Exercise: Copy out all the lines where "components" shows up.

━━━━━━

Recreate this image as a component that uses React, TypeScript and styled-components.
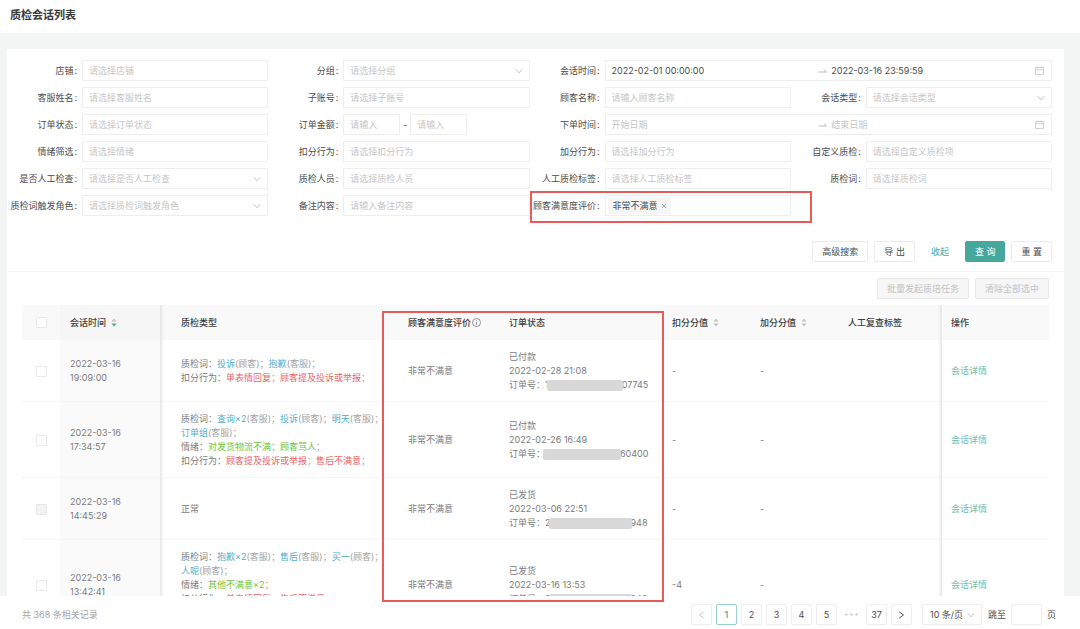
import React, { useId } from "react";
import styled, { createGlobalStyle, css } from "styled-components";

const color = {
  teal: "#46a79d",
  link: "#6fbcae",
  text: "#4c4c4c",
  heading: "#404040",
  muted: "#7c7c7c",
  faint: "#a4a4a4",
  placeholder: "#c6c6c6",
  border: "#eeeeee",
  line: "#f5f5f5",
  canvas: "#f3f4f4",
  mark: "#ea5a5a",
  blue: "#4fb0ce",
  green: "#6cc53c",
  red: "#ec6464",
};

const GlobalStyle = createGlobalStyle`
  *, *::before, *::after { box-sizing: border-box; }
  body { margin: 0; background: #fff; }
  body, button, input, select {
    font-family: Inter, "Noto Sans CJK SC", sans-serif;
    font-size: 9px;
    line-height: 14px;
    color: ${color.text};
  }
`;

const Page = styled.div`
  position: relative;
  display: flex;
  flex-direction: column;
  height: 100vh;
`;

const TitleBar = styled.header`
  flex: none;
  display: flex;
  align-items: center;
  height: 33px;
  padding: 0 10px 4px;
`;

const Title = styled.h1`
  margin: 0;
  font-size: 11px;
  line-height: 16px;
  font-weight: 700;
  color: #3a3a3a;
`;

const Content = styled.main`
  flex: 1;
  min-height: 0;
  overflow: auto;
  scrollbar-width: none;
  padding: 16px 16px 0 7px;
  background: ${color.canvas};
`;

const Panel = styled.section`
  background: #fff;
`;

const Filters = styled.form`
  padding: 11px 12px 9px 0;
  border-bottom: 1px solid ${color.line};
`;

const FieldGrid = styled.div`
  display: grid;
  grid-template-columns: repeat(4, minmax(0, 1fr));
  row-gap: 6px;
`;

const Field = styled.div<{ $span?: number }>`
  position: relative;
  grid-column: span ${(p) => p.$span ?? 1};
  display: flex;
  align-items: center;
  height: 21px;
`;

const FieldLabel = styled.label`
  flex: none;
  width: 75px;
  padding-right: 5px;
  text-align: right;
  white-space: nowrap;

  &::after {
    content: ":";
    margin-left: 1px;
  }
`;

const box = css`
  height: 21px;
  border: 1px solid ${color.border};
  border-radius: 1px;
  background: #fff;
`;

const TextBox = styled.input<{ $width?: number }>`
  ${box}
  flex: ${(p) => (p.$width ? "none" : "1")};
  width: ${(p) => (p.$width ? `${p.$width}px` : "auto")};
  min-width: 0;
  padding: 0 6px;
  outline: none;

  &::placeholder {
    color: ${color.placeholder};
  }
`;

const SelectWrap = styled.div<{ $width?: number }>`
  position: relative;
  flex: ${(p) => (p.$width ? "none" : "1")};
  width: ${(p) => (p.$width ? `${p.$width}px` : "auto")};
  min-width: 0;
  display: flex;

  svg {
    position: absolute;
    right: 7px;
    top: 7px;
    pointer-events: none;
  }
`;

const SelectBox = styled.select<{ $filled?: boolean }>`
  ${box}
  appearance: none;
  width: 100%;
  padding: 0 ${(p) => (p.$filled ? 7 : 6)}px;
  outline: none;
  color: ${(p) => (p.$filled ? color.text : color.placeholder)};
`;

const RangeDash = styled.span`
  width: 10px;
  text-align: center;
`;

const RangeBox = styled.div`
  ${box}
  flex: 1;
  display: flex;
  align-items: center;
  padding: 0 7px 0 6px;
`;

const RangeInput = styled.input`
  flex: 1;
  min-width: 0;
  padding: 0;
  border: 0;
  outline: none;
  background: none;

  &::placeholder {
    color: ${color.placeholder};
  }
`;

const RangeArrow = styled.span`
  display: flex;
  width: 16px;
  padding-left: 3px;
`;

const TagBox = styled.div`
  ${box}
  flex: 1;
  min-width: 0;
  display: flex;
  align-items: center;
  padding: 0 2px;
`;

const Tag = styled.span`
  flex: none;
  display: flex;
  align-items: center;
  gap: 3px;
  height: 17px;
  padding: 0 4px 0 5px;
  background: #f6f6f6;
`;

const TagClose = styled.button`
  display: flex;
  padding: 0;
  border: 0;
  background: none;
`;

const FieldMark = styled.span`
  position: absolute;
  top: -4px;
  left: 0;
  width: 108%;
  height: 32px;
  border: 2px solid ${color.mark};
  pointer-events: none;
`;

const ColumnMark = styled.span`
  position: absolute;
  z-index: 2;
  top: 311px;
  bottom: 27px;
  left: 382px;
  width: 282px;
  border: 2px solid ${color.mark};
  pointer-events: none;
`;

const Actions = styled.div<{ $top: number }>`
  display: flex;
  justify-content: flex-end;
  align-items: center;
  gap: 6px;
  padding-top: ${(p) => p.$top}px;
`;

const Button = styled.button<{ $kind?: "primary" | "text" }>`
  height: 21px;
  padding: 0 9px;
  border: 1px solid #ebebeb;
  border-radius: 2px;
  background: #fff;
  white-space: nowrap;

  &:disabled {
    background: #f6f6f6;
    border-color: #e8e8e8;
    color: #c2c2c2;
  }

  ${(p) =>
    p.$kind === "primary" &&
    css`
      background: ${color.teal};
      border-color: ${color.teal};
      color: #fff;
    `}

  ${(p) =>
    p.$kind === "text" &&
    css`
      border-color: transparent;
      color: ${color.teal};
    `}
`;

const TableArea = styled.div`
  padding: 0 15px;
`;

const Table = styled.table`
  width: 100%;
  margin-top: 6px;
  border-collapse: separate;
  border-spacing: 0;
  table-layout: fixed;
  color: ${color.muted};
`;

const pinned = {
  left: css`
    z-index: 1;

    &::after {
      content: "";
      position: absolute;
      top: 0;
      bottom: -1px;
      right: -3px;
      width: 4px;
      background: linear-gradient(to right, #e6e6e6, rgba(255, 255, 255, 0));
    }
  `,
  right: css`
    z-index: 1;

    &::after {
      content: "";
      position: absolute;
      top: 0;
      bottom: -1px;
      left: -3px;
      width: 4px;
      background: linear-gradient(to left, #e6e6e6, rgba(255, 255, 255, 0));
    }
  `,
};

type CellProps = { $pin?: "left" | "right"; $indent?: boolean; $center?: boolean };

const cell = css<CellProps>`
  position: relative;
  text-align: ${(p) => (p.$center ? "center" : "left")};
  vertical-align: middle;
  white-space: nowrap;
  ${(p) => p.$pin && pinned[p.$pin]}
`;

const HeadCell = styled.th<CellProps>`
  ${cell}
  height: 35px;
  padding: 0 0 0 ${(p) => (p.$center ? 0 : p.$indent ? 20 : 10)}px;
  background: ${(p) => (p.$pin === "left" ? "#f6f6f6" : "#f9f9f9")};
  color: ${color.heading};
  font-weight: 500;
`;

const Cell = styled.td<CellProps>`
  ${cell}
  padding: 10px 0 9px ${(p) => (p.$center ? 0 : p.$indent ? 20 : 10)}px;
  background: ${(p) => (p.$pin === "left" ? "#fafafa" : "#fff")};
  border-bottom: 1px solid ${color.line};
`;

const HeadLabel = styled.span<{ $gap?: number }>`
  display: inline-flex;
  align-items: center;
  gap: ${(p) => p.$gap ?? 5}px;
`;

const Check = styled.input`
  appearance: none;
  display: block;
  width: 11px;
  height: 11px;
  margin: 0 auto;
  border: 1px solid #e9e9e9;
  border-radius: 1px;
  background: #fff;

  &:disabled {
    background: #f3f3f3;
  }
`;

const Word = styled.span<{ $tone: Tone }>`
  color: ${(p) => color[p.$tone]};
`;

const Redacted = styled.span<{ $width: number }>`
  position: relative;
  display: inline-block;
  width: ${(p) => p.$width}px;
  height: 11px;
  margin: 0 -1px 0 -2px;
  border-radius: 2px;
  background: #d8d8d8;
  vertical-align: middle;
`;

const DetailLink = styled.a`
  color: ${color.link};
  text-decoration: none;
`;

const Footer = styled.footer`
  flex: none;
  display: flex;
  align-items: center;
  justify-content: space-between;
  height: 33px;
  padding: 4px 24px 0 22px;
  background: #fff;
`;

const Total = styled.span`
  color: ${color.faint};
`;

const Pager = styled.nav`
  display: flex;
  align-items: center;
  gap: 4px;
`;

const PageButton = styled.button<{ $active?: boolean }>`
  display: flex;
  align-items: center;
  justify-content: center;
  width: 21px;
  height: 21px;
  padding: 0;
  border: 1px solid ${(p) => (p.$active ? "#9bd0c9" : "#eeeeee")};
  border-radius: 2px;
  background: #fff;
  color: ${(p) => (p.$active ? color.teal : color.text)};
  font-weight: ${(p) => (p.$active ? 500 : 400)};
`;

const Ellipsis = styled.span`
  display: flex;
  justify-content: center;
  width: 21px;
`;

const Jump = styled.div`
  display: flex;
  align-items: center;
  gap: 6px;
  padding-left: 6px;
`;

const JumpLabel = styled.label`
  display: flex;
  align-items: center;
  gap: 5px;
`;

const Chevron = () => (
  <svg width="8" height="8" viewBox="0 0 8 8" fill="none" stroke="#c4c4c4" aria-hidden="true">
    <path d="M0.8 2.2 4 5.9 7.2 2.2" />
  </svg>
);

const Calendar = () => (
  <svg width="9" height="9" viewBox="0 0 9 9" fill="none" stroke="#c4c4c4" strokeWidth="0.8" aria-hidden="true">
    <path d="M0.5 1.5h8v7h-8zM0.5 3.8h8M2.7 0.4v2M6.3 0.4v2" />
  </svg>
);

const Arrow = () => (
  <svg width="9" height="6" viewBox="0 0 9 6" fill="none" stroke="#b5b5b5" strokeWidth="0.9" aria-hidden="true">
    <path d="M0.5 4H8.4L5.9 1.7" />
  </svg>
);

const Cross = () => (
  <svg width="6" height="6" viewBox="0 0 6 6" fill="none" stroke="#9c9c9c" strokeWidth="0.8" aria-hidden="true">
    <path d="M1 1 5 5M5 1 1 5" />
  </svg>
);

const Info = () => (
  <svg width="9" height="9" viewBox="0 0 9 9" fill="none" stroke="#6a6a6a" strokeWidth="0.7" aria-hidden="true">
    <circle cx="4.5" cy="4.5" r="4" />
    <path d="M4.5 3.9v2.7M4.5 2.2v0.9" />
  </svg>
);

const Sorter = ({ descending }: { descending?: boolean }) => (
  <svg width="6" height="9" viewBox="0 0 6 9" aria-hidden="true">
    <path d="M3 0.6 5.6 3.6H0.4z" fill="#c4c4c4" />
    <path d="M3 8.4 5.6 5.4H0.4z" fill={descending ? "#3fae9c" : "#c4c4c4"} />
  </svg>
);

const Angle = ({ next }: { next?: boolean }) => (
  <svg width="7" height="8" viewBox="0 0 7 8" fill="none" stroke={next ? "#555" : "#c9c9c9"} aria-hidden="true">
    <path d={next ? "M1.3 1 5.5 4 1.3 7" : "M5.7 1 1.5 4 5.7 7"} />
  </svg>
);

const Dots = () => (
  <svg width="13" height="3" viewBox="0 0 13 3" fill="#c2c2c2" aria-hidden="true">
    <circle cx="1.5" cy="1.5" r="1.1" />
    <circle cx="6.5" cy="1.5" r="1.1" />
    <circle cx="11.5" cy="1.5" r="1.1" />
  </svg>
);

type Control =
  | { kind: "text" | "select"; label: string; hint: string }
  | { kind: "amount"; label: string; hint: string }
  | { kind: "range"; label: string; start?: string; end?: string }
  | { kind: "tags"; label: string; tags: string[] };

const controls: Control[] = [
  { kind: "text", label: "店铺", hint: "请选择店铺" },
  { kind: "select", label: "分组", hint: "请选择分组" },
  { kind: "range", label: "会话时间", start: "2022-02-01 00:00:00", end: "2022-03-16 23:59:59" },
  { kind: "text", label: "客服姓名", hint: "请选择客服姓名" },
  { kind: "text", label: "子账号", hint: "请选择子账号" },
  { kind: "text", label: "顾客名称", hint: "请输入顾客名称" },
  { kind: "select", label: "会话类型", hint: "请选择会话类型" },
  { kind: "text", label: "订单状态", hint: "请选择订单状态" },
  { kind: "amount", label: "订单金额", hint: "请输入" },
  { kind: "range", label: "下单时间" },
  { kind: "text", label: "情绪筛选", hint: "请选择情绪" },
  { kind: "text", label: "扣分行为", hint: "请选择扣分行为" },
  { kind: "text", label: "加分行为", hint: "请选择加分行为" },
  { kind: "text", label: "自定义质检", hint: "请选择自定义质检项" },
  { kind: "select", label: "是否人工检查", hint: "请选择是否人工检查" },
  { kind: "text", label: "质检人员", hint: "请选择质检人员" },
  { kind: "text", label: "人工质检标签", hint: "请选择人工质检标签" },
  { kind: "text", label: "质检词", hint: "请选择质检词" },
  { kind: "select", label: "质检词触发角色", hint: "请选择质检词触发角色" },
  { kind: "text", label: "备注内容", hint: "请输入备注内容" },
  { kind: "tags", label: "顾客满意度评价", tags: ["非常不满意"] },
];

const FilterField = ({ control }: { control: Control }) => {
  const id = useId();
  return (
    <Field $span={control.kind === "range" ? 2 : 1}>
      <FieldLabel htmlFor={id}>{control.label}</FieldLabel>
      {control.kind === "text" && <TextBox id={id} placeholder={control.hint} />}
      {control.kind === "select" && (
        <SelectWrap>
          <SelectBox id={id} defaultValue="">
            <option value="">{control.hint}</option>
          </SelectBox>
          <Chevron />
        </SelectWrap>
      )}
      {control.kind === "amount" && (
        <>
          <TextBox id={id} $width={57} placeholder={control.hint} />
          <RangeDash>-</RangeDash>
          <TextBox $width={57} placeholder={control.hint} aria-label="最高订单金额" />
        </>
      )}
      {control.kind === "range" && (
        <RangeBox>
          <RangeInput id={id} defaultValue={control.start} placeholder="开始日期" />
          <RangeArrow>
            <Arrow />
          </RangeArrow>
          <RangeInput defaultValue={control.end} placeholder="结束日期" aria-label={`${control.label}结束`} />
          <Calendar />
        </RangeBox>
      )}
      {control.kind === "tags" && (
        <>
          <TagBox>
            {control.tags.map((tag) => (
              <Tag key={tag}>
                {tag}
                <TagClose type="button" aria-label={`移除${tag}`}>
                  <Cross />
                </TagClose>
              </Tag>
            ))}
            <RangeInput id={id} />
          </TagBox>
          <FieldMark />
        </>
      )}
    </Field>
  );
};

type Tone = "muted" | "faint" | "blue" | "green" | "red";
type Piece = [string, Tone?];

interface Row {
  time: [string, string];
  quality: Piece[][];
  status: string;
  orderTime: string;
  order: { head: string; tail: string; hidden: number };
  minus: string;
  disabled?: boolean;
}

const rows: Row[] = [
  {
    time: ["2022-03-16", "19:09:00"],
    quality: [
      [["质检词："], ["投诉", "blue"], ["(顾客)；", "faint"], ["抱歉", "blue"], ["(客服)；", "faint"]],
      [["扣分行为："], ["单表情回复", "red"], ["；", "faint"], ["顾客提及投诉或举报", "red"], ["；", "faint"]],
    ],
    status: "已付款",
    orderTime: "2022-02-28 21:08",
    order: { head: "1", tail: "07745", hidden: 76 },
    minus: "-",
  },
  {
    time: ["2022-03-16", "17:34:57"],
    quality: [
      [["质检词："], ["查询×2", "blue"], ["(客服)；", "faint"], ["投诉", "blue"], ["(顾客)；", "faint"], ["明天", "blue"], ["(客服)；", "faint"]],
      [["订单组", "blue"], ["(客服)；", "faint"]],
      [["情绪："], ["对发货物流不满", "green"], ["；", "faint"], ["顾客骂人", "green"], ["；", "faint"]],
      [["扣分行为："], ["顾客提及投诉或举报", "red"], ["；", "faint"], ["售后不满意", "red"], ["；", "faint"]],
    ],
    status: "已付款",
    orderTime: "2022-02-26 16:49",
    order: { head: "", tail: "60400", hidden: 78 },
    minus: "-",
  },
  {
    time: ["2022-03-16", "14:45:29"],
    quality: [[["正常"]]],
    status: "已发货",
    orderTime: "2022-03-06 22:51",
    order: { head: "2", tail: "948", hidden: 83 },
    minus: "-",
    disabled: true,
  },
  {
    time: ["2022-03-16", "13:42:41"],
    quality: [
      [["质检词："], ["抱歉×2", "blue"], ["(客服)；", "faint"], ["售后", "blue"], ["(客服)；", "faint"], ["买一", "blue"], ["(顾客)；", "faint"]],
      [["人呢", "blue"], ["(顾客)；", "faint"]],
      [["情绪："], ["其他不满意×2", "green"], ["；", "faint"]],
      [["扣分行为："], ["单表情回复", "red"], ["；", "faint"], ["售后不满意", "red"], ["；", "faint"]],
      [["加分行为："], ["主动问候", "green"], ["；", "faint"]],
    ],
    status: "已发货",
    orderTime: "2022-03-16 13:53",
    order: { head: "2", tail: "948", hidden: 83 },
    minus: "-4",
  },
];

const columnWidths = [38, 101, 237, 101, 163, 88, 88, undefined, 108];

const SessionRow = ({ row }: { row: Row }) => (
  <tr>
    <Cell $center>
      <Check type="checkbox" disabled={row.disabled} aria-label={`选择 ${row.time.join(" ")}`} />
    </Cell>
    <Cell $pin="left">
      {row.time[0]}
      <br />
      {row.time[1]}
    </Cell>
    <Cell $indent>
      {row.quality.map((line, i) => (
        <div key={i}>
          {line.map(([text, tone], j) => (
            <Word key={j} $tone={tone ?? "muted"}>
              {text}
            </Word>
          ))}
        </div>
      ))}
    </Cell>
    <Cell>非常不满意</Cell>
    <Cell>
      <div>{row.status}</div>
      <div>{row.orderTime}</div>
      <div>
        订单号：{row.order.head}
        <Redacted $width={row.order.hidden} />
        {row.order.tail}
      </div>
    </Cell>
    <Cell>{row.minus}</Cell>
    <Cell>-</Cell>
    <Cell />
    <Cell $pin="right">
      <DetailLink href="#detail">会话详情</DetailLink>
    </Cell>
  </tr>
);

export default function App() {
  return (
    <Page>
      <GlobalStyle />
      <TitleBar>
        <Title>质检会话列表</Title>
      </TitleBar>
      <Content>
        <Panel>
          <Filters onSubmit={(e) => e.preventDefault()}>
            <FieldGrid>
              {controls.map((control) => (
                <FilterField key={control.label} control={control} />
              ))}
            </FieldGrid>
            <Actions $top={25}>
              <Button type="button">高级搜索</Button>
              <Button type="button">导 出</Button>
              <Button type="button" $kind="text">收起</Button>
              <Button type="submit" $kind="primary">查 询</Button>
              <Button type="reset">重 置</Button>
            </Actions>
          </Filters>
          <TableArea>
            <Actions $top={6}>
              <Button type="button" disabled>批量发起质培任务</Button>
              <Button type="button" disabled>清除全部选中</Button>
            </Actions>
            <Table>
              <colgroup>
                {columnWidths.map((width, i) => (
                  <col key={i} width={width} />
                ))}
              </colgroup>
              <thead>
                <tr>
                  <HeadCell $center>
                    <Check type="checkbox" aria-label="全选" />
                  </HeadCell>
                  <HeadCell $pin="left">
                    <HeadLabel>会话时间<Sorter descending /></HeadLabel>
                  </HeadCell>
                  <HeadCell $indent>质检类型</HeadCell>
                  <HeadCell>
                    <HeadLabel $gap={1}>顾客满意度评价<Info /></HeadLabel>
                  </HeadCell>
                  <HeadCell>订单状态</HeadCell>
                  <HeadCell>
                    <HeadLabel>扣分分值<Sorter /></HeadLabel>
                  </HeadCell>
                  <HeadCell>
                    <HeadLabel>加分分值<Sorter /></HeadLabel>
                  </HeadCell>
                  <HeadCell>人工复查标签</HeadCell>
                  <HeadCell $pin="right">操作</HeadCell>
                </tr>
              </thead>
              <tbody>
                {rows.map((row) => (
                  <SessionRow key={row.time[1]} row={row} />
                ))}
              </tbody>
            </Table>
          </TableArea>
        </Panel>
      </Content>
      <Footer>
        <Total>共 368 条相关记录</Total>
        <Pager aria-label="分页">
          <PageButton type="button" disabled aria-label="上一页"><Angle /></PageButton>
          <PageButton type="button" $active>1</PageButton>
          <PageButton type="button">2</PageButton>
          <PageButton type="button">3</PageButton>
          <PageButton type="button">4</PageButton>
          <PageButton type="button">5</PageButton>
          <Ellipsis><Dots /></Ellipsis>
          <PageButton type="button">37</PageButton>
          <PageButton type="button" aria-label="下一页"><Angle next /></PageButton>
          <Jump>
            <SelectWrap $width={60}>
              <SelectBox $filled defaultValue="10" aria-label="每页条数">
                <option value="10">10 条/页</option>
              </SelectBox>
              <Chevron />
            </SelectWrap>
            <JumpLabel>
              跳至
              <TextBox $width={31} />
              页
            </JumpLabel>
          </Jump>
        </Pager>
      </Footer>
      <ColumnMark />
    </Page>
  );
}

━━━━━━

Worked solution:
Recreate this image as a component that uses React, TypeScript and styled-components.
import styled, { createGlobalStyle, css } from "styled-components";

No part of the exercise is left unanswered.